In the Keynesian Model (and to a lesser extent in the Monetarist Model) it is assumed that price expectations of labour, i.e., the future of prices, tend to react slowly in response to past experience (Eq 8.6).  In effect, this amounts to backward looking expectations or projection into the future of past experience with current experience absorbed over time.  Due to this lag on the part of labour the aggregate supply curve is assumed to be upward sloping in the short run.  The policy implication, e.g., of an increase in the money supply, can be seen in Fig. 10.5.  The increase in M shifts the aggregate demand curve (ADC) up to the right as in Fig. 10.5b (why: increased M causes r to decline resulting in I increasing).  As the ADC shifts both output (Y) and prices increase (P).  Given the lag in labour price expectations as prices rise employers earn a higher profit (assuming Wm remains fixed in the short run) and increase employment (Fig. 10.5b).

The New Classical Model (or the School of Rational Expectations) does not accept the Keynesian and Monetarist assumption about backward looking expectations.  Rather it assumes forward looking or rational, i.e., there will be no systematic error in expectations. Expectations are assumed to be made based on all available information concerning any variable being predicted and economic agents, e.g., workers, use such information intelligently, i.e., they understand how changes in the variable being predicted will affect other variables.  If this is the case then labour will not suffer a lag in price expectations.  This assumes, of course, that economic agents can in fact predict changes, e.g., policy changes.  If they cannot predict changes then the outcome will be closer to that proposed by the Keynesian and Monetarist Models.

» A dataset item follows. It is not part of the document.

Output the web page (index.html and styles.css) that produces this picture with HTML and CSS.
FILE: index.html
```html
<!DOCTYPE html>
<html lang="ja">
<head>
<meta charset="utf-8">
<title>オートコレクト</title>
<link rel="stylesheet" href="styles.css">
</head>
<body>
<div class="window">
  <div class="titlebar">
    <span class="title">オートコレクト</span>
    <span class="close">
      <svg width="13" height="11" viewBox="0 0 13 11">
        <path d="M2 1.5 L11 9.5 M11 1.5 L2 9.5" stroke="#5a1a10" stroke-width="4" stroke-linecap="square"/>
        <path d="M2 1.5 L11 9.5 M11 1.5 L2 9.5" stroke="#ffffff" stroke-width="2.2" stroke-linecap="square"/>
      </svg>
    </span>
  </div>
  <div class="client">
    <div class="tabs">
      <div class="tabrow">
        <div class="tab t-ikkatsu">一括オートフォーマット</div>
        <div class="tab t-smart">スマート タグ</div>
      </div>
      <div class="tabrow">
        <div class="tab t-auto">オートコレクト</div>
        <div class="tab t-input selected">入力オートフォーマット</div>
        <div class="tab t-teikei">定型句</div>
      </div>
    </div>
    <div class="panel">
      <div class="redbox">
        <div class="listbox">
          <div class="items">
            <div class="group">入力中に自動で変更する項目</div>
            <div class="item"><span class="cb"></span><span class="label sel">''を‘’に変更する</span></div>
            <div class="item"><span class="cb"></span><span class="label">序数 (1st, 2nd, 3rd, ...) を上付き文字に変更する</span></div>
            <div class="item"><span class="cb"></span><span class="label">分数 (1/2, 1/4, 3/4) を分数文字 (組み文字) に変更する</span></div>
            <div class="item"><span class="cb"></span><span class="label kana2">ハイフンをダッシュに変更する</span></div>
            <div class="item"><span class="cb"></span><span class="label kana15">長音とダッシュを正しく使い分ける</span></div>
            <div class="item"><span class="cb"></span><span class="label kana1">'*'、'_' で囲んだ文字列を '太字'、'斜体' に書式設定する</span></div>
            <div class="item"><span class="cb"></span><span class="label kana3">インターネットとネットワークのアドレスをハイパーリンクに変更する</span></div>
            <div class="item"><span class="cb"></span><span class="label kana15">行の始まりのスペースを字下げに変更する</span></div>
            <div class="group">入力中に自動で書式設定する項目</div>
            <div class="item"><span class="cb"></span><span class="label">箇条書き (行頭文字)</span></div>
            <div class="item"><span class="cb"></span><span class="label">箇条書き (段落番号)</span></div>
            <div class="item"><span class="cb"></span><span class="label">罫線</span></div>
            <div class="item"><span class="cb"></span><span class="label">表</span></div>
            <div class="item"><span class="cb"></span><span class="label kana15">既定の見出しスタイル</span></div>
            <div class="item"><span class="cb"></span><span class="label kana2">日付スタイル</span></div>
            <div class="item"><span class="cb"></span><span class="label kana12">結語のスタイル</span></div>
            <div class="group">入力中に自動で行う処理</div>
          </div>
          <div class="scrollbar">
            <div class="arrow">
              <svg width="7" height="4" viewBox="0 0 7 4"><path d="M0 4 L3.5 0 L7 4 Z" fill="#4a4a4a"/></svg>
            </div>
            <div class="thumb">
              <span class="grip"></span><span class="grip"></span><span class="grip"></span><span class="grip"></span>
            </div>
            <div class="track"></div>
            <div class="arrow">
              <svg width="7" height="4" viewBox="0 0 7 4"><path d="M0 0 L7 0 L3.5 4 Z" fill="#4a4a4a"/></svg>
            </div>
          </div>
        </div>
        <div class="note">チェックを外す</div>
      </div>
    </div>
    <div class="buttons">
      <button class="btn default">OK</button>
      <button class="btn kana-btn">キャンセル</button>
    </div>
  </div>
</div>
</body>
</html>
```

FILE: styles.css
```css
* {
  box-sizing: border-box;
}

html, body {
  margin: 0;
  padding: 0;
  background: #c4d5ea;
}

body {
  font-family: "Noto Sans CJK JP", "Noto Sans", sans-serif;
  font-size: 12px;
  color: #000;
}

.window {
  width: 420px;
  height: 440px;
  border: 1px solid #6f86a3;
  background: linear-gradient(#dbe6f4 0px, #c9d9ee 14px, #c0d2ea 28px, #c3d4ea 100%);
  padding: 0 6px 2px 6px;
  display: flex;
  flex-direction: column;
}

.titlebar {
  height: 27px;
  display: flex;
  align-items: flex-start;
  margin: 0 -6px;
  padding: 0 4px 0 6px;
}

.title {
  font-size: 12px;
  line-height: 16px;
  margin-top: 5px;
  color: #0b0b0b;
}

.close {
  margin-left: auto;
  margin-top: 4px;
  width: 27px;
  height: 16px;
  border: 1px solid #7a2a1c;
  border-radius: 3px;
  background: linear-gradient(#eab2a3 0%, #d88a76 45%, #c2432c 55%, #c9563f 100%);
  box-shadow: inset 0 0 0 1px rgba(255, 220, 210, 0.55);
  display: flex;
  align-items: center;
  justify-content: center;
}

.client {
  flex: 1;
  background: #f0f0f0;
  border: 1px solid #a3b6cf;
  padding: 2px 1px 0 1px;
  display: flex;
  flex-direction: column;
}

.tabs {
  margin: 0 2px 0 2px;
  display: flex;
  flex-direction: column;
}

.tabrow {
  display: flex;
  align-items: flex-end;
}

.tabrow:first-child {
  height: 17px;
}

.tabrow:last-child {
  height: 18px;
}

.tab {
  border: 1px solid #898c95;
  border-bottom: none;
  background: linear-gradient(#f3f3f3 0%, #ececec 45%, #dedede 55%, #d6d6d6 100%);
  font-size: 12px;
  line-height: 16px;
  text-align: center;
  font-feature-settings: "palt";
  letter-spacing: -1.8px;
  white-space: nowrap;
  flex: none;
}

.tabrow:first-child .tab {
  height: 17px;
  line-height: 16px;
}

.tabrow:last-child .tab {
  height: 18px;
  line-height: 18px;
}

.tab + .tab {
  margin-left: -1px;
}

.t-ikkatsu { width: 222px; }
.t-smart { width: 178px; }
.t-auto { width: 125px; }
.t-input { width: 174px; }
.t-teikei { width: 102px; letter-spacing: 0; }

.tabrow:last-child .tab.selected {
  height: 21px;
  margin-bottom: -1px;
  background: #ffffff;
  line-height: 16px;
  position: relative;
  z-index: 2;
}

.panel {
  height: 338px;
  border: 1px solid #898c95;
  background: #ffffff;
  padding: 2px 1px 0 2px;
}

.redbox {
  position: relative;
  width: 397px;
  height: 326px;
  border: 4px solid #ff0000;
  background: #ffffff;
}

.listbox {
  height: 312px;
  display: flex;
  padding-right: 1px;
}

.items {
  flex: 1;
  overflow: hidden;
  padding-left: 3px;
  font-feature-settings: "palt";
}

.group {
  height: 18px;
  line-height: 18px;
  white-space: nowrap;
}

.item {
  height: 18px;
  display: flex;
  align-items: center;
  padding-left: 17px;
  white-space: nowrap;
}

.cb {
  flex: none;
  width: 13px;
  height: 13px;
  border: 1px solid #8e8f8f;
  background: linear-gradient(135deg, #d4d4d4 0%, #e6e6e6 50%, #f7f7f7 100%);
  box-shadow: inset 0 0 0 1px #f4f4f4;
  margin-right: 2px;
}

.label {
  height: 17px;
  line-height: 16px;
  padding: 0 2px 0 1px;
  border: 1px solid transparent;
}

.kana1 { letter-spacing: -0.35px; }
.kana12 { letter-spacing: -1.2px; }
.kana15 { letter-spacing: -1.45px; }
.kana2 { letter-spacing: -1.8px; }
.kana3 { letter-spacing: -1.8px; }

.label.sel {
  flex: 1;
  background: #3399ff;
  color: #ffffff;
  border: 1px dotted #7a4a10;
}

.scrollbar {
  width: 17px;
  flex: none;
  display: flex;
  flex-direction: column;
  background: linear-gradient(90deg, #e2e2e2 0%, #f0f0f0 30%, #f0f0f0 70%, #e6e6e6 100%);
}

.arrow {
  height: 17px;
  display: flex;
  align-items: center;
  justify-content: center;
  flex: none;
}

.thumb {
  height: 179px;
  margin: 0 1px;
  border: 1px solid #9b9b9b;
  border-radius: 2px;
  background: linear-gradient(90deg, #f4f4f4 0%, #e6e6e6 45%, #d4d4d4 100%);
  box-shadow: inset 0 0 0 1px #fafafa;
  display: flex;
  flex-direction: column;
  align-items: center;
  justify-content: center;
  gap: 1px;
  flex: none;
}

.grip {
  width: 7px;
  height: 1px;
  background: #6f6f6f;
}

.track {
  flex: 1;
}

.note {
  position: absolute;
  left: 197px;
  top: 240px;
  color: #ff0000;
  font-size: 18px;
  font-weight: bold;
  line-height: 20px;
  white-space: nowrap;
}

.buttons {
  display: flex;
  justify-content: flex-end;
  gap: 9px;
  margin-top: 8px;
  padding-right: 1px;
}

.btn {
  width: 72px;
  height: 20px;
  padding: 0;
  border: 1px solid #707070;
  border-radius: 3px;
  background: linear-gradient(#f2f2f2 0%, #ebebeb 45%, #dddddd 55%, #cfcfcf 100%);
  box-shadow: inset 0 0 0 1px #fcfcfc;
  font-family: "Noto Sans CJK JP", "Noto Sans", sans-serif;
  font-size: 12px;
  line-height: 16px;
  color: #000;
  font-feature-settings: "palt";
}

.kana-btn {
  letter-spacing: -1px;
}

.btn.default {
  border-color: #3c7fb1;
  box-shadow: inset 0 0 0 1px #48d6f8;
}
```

Taking the case of labour (a similar analysis can be done for other economic agents), in the New Classical Model the supply of labour would be:

(11.1)   Ns = t(W/Pe) where t is a given time period, W is the money wage and Pe is price expectations

The implication is that the aggregate supply curve (ASC), based on the interaction of the demand and supply of labour (assuming all other factors of production and their prices are held constant) will depend on expected rather than historical prices.  In the New Classical Model in fact Pe depends on the expected level of all components of the model, i.e., Me, Ge, Te, Ie, etc.  This is demonstrated in Fig. 11.1

In this Model assume the money supply is increased.  If  the increase in the money supply is expected (Fig. 11.2) the shift of the ADC (from Y1 to Y0) will be offset because labour will not accept the existing money wage and require a higher one shifting the supply curve of labour  (N1 to N0) to compensate for the expected rise in prices.  In turn, the ADC will shift back from Y0 to Y1 and the only change will be higher money wages and prices (leaving the real wage unchanged) but no increase output (Y).

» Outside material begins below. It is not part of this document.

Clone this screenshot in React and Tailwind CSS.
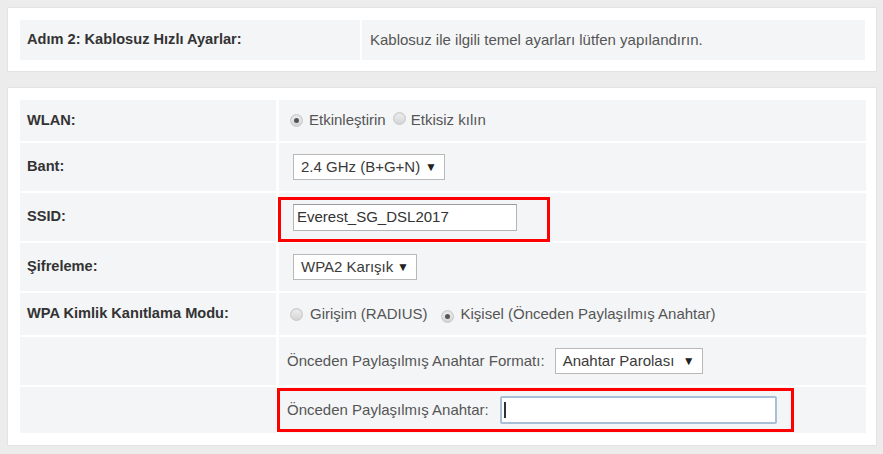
import React from 'react';

const font = { fontFamily: '"Liberation Sans", Arial, sans-serif' };

const Radio = ({ checked }) => (
    <span className="relative inline-flex h-[13px] w-[13px] shrink-0 items-center justify-center rounded-full border border-[#c8c8c8] bg-gradient-to-b from-[#f0f0f0] to-[#d4d4d4] shadow-[inset_0_1px_1px_rgba(0,0,0,0.08)]">
        {checked && <span className="h-[5px] w-[5px] rounded-full bg-[#555]" />}
    </span>
);

const Select = ({ value, width }) => (
    <div className={`flex h-[26px] items-center justify-between border border-[#b9b9b9] bg-white pl-[7px] pr-[7px] text-[15px] text-[#3a3a3a] ${width}`}>
        <span>{value}</span>
        <span className="text-[12px] text-[#222]">▼</span>
    </div>
);

const Label = ({ children }) => (
    <div className="flex items-center bg-[#f4f5f7] pl-[7px] text-[14.6px] font-bold text-[#333]">{children}</div>
);

const Value = ({ children, className = '' }) => (
    <div className={`relative flex items-center bg-[#f4f5f7] text-[15px] text-[#555] ${className}`}>{children}</div>
);

export default function App() {
    return (
        <div className="flex h-[454px] w-[883px] flex-col gap-[15px] bg-[#ececec] p-[7px]" style={font}>
            {/* step header */}
            <div className="w-[870px] border border-[#e3e3e3] bg-white pt-[12px] pb-[11px] pl-[12px] pr-[11px]">
                <div className="grid h-[40px] grid-cols-[340px_1fr] gap-x-[2px]">
                    <Label>Adım 2: Kablosuz Hızlı Ayarlar:</Label>
                    <Value className="pl-[8px] text-[#444]">Kablosuz ile ilgili temel ayarları lütfen yapılandırın.</Value>
                </div>
            </div>

            {/* wireless settings */}
            <div className="w-[870px] border border-[#e3e3e3] bg-white pt-[12px] pb-[12px] pl-[12px] pr-[10px]">
                <div className="grid grid-cols-[256px_1fr] grid-rows-[41px_48px_48px_48px_42px_48px_46px] gap-x-[3px] gap-y-[2px]">
                    <Label>WLAN:</Label>
                    <Value className="pl-[11px]">
                        <Radio checked />
                        <span className="ml-[6px]">Etkinleştirin</span>
                        <span className="ml-[7px]"><Radio /></span>
                        <span className="ml-[5px]">Etkisiz kılın</span>
                    </Value>

                    <Label>Bant:</Label>
                    <Value className="pl-[14px]">
                        <Select value="2.4 GHz (B+G+N)" width="w-[152px]" />
                    </Value>

                    <Label>SSID:</Label>
                    <Value className="pl-[14px]">
                        <div className="flex h-[27px] w-[224px] items-center border border-[#b5b5b5] border-t-[#9a9a9a] bg-white pl-[3px] text-[15px] text-[#333]">
                            Everest_SG_DSL2017
                        </div>
                        <div className="absolute left-[-1px] top-[4px] h-[45px] w-[272px] border-[3px] border-[#f00]" />
                    </Value>

                    <Label>Şifreleme:</Label>
                    <Value className="pl-[14px]">
                        <Select value="WPA2 Karışık" width="w-[124px]" />
                    </Value>

                    <Label>WPA Kimlik Kanıtlama Modu:</Label>
                    <Value className="pl-[11px]">
                        <Radio />
                        <span className="ml-[7px]">Girişim (RADIUS)</span>
                        <span className="ml-[13px]"><Radio checked /></span>
                        <span className="ml-[7px]">Kişisel (Önceden Paylaşılmış Anahtar)</span>
                    </Value>

                    <div className="bg-[#f4f5f7]" />
                    <Value className="pl-[8px]">
                        <span>Önceden Paylaşılmış Anahtar Formatı:</span>
                        <div className="ml-[10px]">
                            <Select value="Anahtar Parolası" width="w-[148px]" />
                        </div>
                    </Value>

                    <div className="bg-[#f4f5f7]" />
                    <Value className="pl-[8px]">
                        <span>Önceden Paylaşılmış Anahtar:</span>
                        <div className="ml-[11px] flex h-[28px] w-[277px] items-center rounded-[2px] border-2 border-[#a9bfd8] bg-white pl-[2px]">
                            <span className="h-[16px] w-[2px] bg-[#333]" />
                        </div>
                        <div className="absolute left-[-2px] top-[1px] h-[44px] w-[517px] border-[3px] border-[#f00]" />
                    </Value>
                </div>
            </div>
        </div>
    );
}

If the increase in the money supply is not expected (monetary surprise), however, then the ADC will shift up to the right from Y1 to Y0 (Fig. 11.2).  If it were not expected then labour would initially accept the existing money wage and the demand curve for labour would shift (NdP0 to NdP1) as prices increase (Fig. 10.5).  Thus, in the short run, an unanticipated increase in the money supply will have an affect on output. In the long run, however, as the price level rises labour begins to demand a higher money wage and the supply curve of labour will shift up to the left and there will be no long run increase in Y but money wages and prices will rise.

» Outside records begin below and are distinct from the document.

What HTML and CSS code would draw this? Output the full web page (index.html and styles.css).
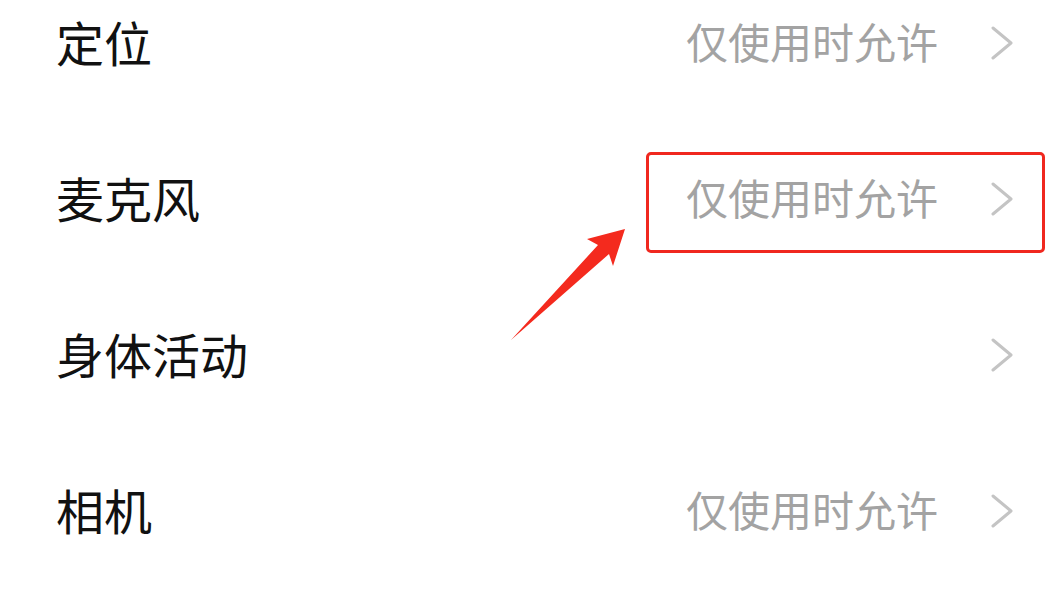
FILE: index.html
```html
<!DOCTYPE html>
<html lang="zh-CN">
<head>
<meta charset="utf-8">
<link rel="stylesheet" href="styles.css">
</head>
<body>
<div class="page">
  <ul class="list">
    <li class="row"><span class="label">定位</span><span class="value">仅使用时允许</span><svg class="chev" viewBox="0 0 24 34"><path d="M3 2 L21 17 L3 32" fill="none" stroke="#c4c4c4" stroke-width="3" stroke-linecap="round" stroke-linejoin="round"/></svg></li>
    <li class="row"><span class="label">麦克风</span><span class="value">仅使用时允许</span><svg class="chev" viewBox="0 0 24 34"><path d="M3 2 L21 17 L3 32" fill="none" stroke="#c4c4c4" stroke-width="3" stroke-linecap="round" stroke-linejoin="round"/></svg></li>
    <li class="row"><span class="label">身体活动</span><span class="value"></span><svg class="chev" viewBox="0 0 24 34"><path d="M3 2 L21 17 L3 32" fill="none" stroke="#c4c4c4" stroke-width="3" stroke-linecap="round" stroke-linejoin="round"/></svg></li>
    <li class="row"><span class="label">相机</span><span class="value">仅使用时允许</span><svg class="chev" viewBox="0 0 24 34"><path d="M3 2 L21 17 L3 32" fill="none" stroke="#c4c4c4" stroke-width="3" stroke-linecap="round" stroke-linejoin="round"/></svg></li>
  </ul>
  <div class="highlight"></div>
  <svg class="arrow" viewBox="0 0 1056 594"><polygon points="625,229 587,239 598,245 511,340 609,254 613,266" fill="#f42a1e"/></svg>
</div>
</body>
</html>
```
FILE: styles.css
```css
html, body {
  margin: 0;
  padding: 0;
  background: #ffffff;
}
.page {
  position: relative;
  width: 1056px;
  height: 594px;
  overflow: hidden;
  font-family: "Noto Sans CJK SC", "Noto Sans", sans-serif;
}
.list {
  list-style: none;
  margin: -37px 0 0 0;
  padding: 0;
}
.row {
  display: flex;
  align-items: center;
  height: 156px;
  padding: 0 42px 0 56px;
}
.label {
  flex: 1;
  font-size: 48px;
  color: #111111;
  line-height: 1;
}
.value {
  font-size: 42px;
  color: #a3a3a3;
  line-height: 1;
  margin-right: 52px;
}
.chev {
  width: 24px;
  height: 34px;
  display: block;
  position: relative;
  top: 2px;
}
.highlight {
  position: absolute;
  left: 646px;
  top: 152px;
  width: 393px;
  height: 95px;
  border: 3px solid #f0281f;
  border-radius: 5px;
}
.arrow {
  position: absolute;
  left: 0;
  top: 0;
  width: 1056px;
  height: 594px;
}
```
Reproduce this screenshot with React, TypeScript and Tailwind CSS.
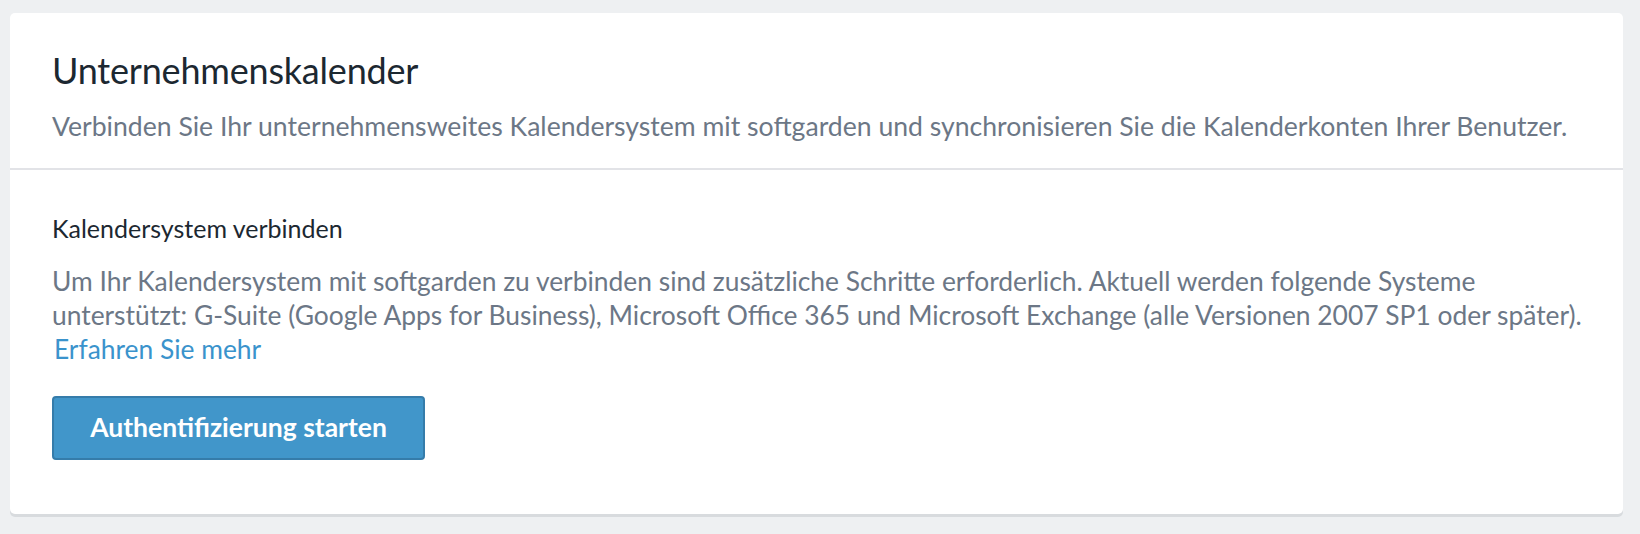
import React from "react";

export default function App() {
  return (
    <div className="min-h-[534px] w-full bg-[#eef0f2] pt-[13px] pl-[10px] pr-[17px] pb-[16px]" style={{ fontFamily: "Lato, 'Noto Sans', sans-serif" }}>
      <div className="rounded-[5px] bg-white shadow-[0_3px_0_0_#d8dbde]">
        <div className="border-b-2 border-[#e2e3e7] px-[42px] pt-[35px] pb-[27px]">
          <h1 className="text-[36px] leading-[44px] font-normal text-[#1c2831] tracking-[-0.2px]">Unternehmenskalender</h1>
          <p className="mt-[19px] text-[26.6px] leading-[30px] text-[#6c7786]">
            Verbinden Sie Ihr unternehmensweites Kalendersystem mit softgarden und synchronisieren Sie die Kalenderkonten Ihrer Benutzer.
          </p>
        </div>
        <div className="px-[42px] pt-[43px] pb-[54px]">
          <h2 className="text-[25px] leading-[30px] text-[#1c2831]">Kalendersystem verbinden</h2>
          <p className="mt-[21px] text-[26.4px] leading-[34px] text-[#6c7786]">
            <span className="block whitespace-nowrap">Um Ihr Kalendersystem mit softgarden zu verbinden sind zusätzliche Schritte erforderlich. Aktuell werden folgende Systeme</span>
            <span className="block whitespace-nowrap">unterstützt: G-Suite (Google Apps for Business), Microsoft Office 365 und Microsoft Exchange (alle Versionen 2007 SP1 oder später).</span>
            <a href="#" className="ml-[2px] block text-[#3a93cc]">Erfahren Sie mehr</a>
          </p>
          <button className="mt-[30px] h-[64px] w-[373px] rounded-[4px] border-2 border-[#357caa] bg-[#4196ca] text-[26.5px] font-bold text-white">
            Authentifizierung starten
          </button>
        </div>
      </div>
    </div>
  );
}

Thus the New Classical Model differs from the Keynesian with respect to anticipated or expected change but not with respect to unexpected or unanticipated change.  The New Classical Model does not differ from the Classical Model with respect to anticipated change but does differ in that there is no assumption of ‘perfect knowledge’, i.e., the unexpected can cause changes in output.

(b) Policy Implications

To this point in the New Classical Model it would seem that if government wants to direct the economy it must do so by surprise.  In fact, it cannot do so in the long-run.  Take the case of an unanticipated increase in government spending in response to a decline in private investment (Fig. 11.3a).  The initial decline in I cause the aggregate demand curve (ADC) to shift down to the left.  Output (Y) then declines from Y0 to Y1.  The price level (P) also declines from P0 to P1.  At a lower price level labour demand also falls (Fig. 11.3b).  Additional effects depend on whether the decline in I was anticipated.

i – Anticipated

If anticipated then labour realizing prices are going down know that the real wage at current money wage will go up and the supply of labour will shift downward.  In turn this shift the aggregate supply curve downward (Fig. 11.3a) which, in turn, reduces the price level further until equilibrium is re-established at Y0 and N0.  If this is the case then there is no need for government intervention.

ii – Unanticipated

If the decline in I was not anticipated then labour would not anticipate the decline in P and therefore not increase the supply of labour and shift the labour supply curve, i.e., the Ns curve would stay at Ns(Ie0).  Output would fall to Y1 and employment drop to N1.  At this point government could intervene but if its actions are anticipated there will be a lag effect on government decision – recognition, formulation, implementation, impact.  If a low level of investment is now anticipated by all economic agents then the lower price level will set in and labour will increase the supply of labour (in response to the expected higher real wage).  The ASC will shift and adjustment will take place without government intervention.  Thus in the case of the New Classical Model it is not fiscal intervention but stabilization that government should pursue, i.e., set clear expectation of its actions so other players can react.